### DATASET EXTRACT

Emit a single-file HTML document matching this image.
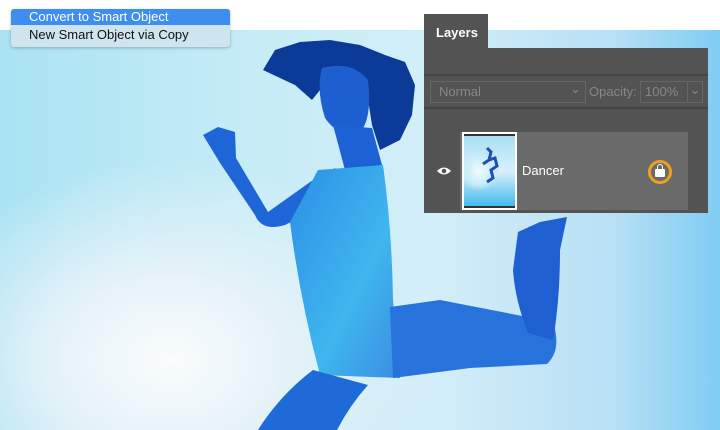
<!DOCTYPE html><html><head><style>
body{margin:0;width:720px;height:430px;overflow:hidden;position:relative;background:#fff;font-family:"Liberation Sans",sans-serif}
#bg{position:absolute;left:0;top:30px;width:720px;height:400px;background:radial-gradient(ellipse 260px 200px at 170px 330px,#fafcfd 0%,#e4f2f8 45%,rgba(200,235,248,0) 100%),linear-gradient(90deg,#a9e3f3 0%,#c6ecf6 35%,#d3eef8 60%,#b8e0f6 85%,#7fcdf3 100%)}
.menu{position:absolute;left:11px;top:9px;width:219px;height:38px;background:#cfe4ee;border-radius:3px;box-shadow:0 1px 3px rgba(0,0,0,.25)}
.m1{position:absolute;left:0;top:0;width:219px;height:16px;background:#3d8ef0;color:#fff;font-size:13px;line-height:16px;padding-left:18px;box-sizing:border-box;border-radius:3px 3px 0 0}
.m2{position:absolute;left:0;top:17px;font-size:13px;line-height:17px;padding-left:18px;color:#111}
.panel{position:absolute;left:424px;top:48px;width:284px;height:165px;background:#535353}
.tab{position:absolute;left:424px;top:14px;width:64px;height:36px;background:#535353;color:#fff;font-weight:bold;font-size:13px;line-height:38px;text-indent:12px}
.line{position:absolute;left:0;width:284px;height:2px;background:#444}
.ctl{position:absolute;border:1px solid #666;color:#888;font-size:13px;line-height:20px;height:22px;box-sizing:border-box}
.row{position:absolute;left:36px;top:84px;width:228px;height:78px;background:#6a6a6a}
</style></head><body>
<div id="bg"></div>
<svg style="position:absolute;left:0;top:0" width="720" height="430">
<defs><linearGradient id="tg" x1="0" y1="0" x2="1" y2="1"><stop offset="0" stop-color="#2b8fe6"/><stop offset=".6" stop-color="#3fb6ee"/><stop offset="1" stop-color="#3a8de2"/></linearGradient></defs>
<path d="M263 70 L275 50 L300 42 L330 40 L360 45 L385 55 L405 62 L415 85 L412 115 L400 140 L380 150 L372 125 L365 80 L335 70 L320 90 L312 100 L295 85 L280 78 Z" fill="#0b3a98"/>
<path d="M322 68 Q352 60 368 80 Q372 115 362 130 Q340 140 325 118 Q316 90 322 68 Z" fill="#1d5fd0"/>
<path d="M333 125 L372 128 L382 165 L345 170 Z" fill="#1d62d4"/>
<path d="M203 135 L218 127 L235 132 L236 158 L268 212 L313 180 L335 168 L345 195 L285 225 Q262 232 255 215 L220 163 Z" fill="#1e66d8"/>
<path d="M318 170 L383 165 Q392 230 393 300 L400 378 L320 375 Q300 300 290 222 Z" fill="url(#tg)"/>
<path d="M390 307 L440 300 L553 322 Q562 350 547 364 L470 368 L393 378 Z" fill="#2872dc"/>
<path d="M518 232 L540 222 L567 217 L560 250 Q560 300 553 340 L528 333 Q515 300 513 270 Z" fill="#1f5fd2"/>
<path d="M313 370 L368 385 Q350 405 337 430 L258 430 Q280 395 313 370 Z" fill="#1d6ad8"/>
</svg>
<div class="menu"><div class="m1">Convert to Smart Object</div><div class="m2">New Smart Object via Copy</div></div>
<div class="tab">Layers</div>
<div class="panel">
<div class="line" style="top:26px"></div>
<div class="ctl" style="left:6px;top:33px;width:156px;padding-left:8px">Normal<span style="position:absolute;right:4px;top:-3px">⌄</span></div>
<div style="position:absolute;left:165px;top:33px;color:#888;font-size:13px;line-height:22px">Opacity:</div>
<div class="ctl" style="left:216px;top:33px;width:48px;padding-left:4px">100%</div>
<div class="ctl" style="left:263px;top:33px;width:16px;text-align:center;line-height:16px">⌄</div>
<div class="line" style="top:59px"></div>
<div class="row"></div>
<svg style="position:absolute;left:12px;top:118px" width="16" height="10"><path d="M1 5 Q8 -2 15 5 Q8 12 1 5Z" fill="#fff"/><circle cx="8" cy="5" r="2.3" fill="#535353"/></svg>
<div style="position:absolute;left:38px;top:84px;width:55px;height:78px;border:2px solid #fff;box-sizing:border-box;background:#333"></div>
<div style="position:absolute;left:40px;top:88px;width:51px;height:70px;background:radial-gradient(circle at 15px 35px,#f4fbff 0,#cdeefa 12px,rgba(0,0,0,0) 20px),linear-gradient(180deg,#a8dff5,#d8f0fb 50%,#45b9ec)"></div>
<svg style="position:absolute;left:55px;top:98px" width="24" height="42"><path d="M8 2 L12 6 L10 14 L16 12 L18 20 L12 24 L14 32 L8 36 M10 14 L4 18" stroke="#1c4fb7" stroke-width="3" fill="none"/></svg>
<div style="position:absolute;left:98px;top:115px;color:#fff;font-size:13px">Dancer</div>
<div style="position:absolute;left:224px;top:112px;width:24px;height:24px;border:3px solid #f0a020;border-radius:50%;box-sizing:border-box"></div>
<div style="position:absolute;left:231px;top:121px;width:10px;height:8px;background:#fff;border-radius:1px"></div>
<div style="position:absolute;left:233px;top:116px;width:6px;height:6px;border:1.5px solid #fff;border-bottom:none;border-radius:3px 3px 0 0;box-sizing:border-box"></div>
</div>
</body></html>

######

◆ **TASK DETAILS**: From the material above, copy everything exactly but the pictures.

◆ **TASK SOLUTION**:
Emit a single-file HTML document matching this image.
<!DOCTYPE html><html><head><style>
body{margin:0;width:720px;height:430px;overflow:hidden;position:relative;background:#fff;font-family:"Liberation Sans",sans-serif}
#bg{position:absolute;left:0;top:30px;width:720px;height:400px;background:radial-gradient(ellipse 260px 200px at 170px 330px,#fafcfd 0%,#e4f2f8 45%,rgba(200,235,248,0) 100%),linear-gradient(90deg,#a9e3f3 0%,#c6ecf6 35%,#d3eef8 60%,#b8e0f6 85%,#7fcdf3 100%)}
.menu{position:absolute;left:11px;top:9px;width:219px;height:38px;background:#cfe4ee;border-radius:3px;box-shadow:0 1px 3px rgba(0,0,0,.25)}
.m1{position:absolute;left:0;top:0;width:219px;height:16px;background:#3d8ef0;color:#fff;font-size:13px;line-height:16px;padding-left:18px;box-sizing:border-box;border-radius:3px 3px 0 0}
.m2{position:absolute;left:0;top:17px;font-size:13px;line-height:17px;padding-left:18px;color:#111}
.panel{position:absolute;left:424px;top:48px;width:284px;height:165px;background:#535353}
.tab{position:absolute;left:424px;top:14px;width:64px;height:36px;background:#535353;color:#fff;font-weight:bold;font-size:13px;line-height:38px;text-indent:12px}
.line{position:absolute;left:0;width:284px;height:2px;background:#444}
.ctl{position:absolute;border:1px solid #666;color:#888;font-size:13px;line-height:20px;height:22px;box-sizing:border-box}
.row{position:absolute;left:36px;top:84px;width:228px;height:78px;background:#6a6a6a}
</style></head><body>
<div id="bg"></div>
<svg style="position:absolute;left:0;top:0" width="720" height="430">
<defs><linearGradient id="tg" x1="0" y1="0" x2="1" y2="1"><stop offset="0" stop-color="#2b8fe6"/><stop offset=".6" stop-color="#3fb6ee"/><stop offset="1" stop-color="#3a8de2"/></linearGradient></defs>
<path d="M263 70 L275 50 L300 42 L330 40 L360 45 L385 55 L405 62 L415 85 L412 115 L400 140 L380 150 L372 125 L365 80 L335 70 L320 90 L312 100 L295 85 L280 78 Z" fill="#0b3a98"/>
<path d="M322 68 Q352 60 368 80 Q372 115 362 130 Q340 140 325 118 Q316 90 322 68 Z" fill="#1d5fd0"/>
<path d="M333 125 L372 128 L382 165 L345 170 Z" fill="#1d62d4"/>
<path d="M203 135 L218 127 L235 132 L236 158 L268 212 L313 180 L335 168 L345 195 L285 225 Q262 232 255 215 L220 163 Z" fill="#1e66d8"/>
<path d="M318 170 L383 165 Q392 230 393 300 L400 378 L320 375 Q300 300 290 222 Z" fill="url(#tg)"/>
<path d="M390 307 L440 300 L553 322 Q562 350 547 364 L470 368 L393 378 Z" fill="#2872dc"/>
<path d="M518 232 L540 222 L567 217 L560 250 Q560 300 553 340 L528 333 Q515 300 513 270 Z" fill="#1f5fd2"/>
<path d="M313 370 L368 385 Q350 405 337 430 L258 430 Q280 395 313 370 Z" fill="#1d6ad8"/>
</svg>
<div class="menu"><div class="m1">Convert to Smart Object</div><div class="m2">New Smart Object via Copy</div></div>
<div class="tab">Layers</div>
<div class="panel">
<div class="line" style="top:26px"></div>
<div class="ctl" style="left:6px;top:33px;width:156px;padding-left:8px">Normal<span style="position:absolute;right:4px;top:-3px">⌄</span></div>
<div style="position:absolute;left:165px;top:33px;color:#888;font-size:13px;line-height:22px">Opacity:</div>
<div class="ctl" style="left:216px;top:33px;width:48px;padding-left:4px">100%</div>
<div class="ctl" style="left:263px;top:33px;width:16px;text-align:center;line-height:16px">⌄</div>
<div class="line" style="top:59px"></div>
<div class="row"></div>
<svg style="position:absolute;left:12px;top:118px" width="16" height="10"><path d="M1 5 Q8 -2 15 5 Q8 12 1 5Z" fill="#fff"/><circle cx="8" cy="5" r="2.3" fill="#535353"/></svg>
<div style="position:absolute;left:38px;top:84px;width:55px;height:78px;border:2px solid #fff;box-sizing:border-box;background:#333"></div>
<div style="position:absolute;left:40px;top:88px;width:51px;height:70px;background:radial-gradient(circle at 15px 35px,#f4fbff 0,#cdeefa 12px,rgba(0,0,0,0) 20px),linear-gradient(180deg,#a8dff5,#d8f0fb 50%,#45b9ec)"></div>
<svg style="position:absolute;left:55px;top:98px" width="24" height="42"><path d="M8 2 L12 6 L10 14 L16 12 L18 20 L12 24 L14 32 L8 36 M10 14 L4 18" stroke="#1c4fb7" stroke-width="3" fill="none"/></svg>
<div style="position:absolute;left:98px;top:115px;color:#fff;font-size:13px">Dancer</div>
<div style="position:absolute;left:224px;top:112px;width:24px;height:24px;border:3px solid #f0a020;border-radius:50%;box-sizing:border-box"></div>
<div style="position:absolute;left:231px;top:121px;width:10px;height:8px;background:#fff;border-radius:1px"></div>
<div style="position:absolute;left:233px;top:116px;width:6px;height:6px;border:1.5px solid #fff;border-bottom:none;border-radius:3px 3px 0 0;box-sizing:border-box"></div>
</div>
</body></html>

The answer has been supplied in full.